What regulations need to be put in place to further regulate Islamic financial services locally?
AHMAD: One of the key requirements is consumer protection. The personal financing directive came out six or seven years ago, and we had a credit card directive about two years ago. I think it is important that we have strong consumer protection legislation, particularly for financial services, and this is something I foresee coming about in the next few years. Another trend is legislation regulating the securities industry, which has several areas that require updating. These will be important for enhancing Islamic financial services.
How do your foresee competition in 2013 among local banking institutions?
AHMAD: When I look at Brunei Darussalam’s banking sector, where we have 400,000 people served by nine banks and probably more than 50 branches, I think it is a healthy, competitive market. A lot of the competition has been focused on the consumer sector, and banks need to rise to the challenge of making the private sector more dynamic. We have a key role to play. The country’s economic outlook is bright, so this is an opportunity to strengthen and build on our industrial base. When I look at the balance sheets of Bruneian banks and see one-third of liquidity gets used in productive domestic banking and the remaining two-thirds go purely into bank placement, I see a waste of resources. However, I think within the next few years this money will find a home in Brunei Darussalam.

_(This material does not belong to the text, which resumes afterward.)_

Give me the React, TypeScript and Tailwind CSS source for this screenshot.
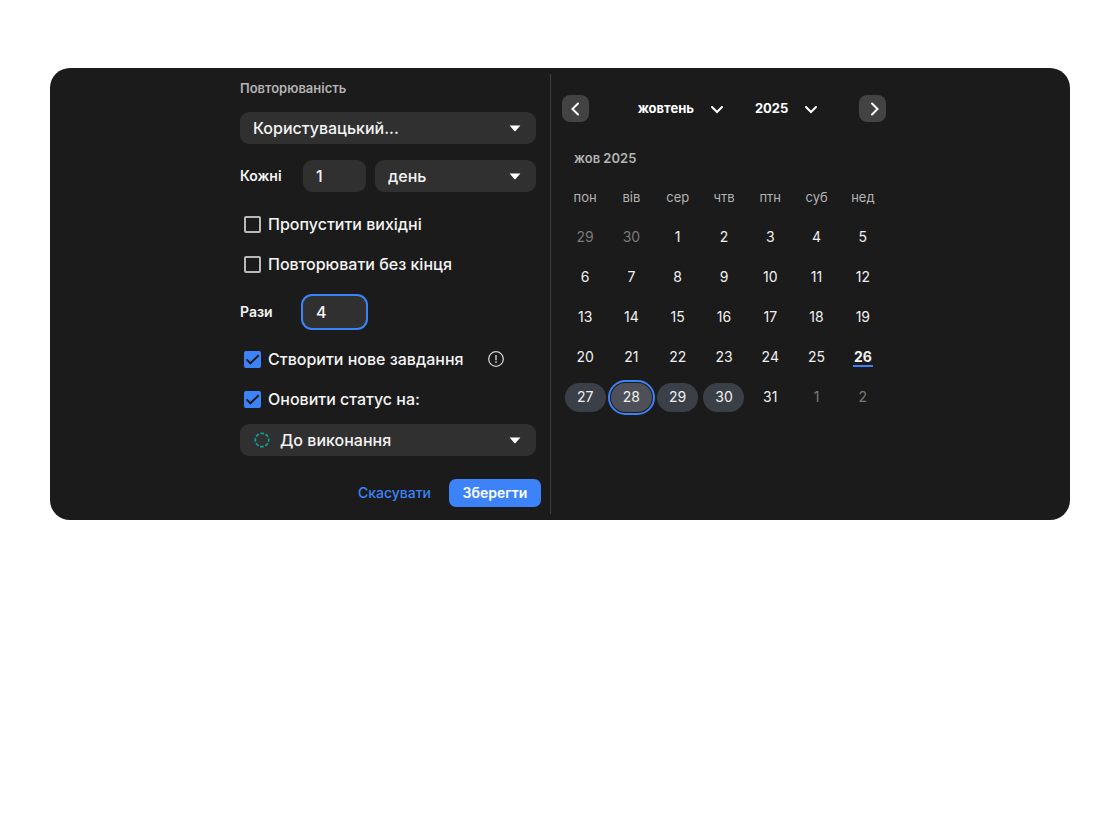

Competition is the only way financial institutions can continuously be kept on their toes. If I had been the CEO of a Bruneian bank three years ago, I would have been worried about the competition we faced. Technologically, it was an entirely different picture, but in the last two years we have greatly focused on technology. Banking is a business and it has three key components: your people, your systems and your process. When all three are aligned you will then be in a position to provide your customers with quality service.